>>>>

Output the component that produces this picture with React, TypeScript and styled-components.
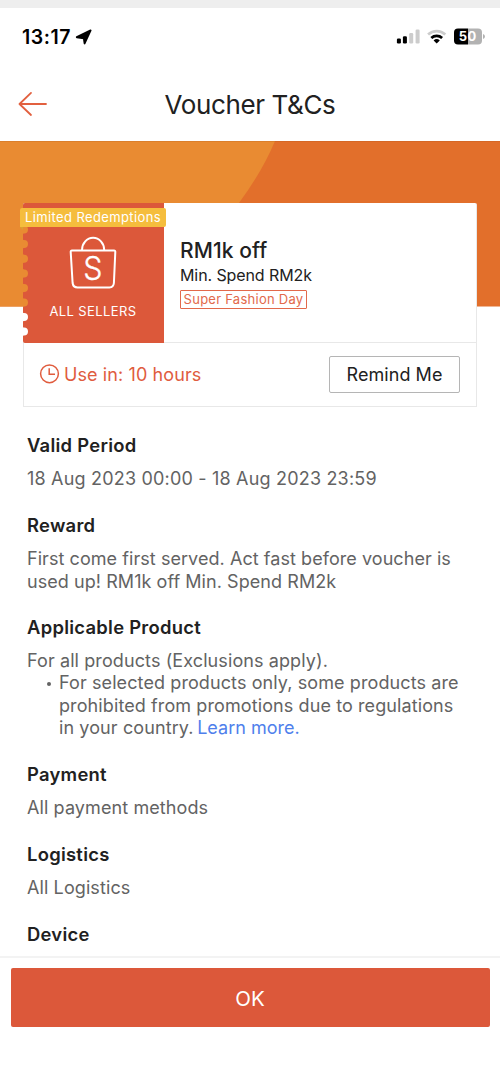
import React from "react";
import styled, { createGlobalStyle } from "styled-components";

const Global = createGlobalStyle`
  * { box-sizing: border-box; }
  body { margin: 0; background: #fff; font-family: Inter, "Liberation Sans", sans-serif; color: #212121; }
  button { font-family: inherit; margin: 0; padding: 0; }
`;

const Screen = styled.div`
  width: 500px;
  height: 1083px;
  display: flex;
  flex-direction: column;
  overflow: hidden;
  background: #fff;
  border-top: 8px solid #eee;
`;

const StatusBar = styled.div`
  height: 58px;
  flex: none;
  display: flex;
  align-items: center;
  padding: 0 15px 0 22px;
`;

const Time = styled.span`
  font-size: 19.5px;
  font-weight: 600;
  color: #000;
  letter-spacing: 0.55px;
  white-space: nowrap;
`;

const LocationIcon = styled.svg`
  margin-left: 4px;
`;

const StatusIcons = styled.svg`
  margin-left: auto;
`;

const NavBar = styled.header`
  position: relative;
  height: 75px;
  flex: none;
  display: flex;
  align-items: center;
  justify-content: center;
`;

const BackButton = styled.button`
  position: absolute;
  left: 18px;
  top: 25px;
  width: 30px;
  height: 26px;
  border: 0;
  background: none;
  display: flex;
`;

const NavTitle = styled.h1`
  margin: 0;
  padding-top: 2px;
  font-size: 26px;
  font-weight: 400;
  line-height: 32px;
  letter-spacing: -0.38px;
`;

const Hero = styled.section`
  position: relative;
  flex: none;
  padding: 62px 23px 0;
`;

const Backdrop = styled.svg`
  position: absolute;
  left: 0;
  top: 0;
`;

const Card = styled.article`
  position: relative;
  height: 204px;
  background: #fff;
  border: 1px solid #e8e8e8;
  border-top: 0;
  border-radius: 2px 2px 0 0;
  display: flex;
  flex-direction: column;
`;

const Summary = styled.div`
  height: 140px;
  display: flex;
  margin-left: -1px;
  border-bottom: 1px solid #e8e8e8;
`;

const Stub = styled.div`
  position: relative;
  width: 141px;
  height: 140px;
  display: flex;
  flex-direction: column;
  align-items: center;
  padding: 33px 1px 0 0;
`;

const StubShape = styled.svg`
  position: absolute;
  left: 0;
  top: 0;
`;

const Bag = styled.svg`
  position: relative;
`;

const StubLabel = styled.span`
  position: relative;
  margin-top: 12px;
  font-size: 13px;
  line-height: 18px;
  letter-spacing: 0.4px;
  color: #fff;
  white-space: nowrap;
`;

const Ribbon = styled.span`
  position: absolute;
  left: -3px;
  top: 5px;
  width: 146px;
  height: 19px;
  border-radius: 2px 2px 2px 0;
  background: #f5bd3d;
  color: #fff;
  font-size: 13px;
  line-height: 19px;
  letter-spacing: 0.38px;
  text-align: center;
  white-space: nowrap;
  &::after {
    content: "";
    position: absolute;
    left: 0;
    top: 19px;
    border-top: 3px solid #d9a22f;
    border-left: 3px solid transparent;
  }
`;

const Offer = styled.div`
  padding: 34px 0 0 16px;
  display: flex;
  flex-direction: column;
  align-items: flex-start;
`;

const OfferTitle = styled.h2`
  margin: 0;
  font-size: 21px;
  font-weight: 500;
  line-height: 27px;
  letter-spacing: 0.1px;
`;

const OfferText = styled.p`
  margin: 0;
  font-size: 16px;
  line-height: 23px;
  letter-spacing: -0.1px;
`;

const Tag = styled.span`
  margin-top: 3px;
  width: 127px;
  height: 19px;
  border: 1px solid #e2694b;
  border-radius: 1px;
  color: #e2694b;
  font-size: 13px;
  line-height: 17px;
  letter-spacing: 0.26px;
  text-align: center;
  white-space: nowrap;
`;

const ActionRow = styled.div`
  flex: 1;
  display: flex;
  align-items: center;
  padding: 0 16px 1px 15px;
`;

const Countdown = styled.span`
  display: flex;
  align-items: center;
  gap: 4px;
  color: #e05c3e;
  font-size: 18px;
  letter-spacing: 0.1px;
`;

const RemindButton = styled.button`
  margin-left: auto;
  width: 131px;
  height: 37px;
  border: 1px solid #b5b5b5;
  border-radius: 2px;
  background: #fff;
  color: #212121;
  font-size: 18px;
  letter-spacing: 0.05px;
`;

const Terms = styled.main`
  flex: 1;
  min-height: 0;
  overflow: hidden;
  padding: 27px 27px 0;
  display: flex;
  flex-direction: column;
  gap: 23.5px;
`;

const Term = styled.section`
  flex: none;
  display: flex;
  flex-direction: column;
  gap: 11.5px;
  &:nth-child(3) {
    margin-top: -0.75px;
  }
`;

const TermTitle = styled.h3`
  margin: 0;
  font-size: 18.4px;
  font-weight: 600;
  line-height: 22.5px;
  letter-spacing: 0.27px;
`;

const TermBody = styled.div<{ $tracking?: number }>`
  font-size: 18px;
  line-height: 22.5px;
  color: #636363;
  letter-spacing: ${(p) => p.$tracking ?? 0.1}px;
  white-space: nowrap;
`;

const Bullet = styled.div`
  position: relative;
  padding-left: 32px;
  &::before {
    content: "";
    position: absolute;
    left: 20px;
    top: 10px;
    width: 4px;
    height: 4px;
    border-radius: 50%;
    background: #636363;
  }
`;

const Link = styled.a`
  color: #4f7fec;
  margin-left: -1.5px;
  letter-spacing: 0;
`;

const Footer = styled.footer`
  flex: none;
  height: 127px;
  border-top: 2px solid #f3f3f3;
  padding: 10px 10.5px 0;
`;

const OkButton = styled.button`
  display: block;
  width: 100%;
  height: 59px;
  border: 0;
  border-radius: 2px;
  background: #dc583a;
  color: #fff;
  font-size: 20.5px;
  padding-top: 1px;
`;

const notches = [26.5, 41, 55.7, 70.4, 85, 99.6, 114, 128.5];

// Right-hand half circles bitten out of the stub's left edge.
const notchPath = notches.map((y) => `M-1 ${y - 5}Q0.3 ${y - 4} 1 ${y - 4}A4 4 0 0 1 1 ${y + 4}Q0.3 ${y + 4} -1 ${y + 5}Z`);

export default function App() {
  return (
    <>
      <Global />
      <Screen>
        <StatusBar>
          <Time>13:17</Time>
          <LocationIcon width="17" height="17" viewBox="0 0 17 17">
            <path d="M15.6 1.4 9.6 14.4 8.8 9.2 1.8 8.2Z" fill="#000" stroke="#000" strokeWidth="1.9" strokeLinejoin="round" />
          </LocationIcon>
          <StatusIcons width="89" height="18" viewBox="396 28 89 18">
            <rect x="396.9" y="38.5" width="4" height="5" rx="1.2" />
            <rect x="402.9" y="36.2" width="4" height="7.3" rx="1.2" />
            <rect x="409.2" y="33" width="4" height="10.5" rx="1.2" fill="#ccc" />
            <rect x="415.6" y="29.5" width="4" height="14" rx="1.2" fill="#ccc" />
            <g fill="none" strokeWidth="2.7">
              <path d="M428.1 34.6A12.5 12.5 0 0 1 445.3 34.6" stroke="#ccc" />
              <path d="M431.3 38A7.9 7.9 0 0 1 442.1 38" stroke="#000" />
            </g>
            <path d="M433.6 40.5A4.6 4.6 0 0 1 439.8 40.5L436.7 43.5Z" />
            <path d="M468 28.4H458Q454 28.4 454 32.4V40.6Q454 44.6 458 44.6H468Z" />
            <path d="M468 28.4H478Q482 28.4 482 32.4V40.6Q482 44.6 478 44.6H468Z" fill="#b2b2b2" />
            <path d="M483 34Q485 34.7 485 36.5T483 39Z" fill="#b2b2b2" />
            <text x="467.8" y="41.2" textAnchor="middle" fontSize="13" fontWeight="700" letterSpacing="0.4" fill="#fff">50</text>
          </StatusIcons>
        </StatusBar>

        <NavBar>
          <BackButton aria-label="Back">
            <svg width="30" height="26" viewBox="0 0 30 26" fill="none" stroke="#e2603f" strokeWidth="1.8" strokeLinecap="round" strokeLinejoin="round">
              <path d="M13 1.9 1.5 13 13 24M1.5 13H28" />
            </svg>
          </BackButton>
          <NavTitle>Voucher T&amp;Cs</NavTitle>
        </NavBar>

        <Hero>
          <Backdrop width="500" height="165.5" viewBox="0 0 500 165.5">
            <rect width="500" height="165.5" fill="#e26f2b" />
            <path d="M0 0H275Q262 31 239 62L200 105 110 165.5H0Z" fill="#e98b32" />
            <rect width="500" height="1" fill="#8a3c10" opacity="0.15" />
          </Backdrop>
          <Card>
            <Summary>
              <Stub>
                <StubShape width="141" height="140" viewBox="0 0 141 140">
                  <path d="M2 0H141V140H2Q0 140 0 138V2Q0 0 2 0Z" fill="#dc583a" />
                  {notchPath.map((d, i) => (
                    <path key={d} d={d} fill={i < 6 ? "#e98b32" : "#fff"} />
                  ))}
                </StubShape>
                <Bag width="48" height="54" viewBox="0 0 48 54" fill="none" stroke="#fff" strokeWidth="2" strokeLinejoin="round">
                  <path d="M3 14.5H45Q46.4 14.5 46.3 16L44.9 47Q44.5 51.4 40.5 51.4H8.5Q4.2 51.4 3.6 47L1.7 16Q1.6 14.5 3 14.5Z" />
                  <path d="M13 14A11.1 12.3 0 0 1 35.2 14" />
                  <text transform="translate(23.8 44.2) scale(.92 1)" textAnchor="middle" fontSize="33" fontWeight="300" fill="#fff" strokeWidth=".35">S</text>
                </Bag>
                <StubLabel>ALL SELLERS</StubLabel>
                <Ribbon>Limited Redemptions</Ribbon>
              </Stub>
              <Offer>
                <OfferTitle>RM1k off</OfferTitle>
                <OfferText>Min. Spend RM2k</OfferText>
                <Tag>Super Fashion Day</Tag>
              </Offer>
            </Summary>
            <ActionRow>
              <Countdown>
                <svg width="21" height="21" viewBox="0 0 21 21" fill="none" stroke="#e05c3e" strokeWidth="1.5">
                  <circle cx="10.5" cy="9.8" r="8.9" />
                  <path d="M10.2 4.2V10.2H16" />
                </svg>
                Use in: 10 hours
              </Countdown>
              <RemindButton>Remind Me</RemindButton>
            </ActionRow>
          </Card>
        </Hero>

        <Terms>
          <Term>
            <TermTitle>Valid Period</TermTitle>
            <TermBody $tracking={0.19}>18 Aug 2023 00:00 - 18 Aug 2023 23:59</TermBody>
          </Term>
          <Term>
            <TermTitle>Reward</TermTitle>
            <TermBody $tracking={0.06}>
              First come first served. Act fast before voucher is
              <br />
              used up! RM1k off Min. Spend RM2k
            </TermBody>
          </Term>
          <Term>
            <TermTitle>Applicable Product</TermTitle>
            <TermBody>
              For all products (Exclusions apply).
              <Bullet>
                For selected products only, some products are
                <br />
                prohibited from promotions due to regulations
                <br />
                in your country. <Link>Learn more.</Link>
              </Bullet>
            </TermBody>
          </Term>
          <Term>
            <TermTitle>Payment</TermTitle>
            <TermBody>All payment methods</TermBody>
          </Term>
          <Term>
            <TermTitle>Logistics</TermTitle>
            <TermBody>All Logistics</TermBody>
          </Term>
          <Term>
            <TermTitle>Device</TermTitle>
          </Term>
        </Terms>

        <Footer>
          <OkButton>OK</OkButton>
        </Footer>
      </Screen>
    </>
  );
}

<<<<

From the listing above, report the number of lines containing the string "React", without any accompanying remarks.

2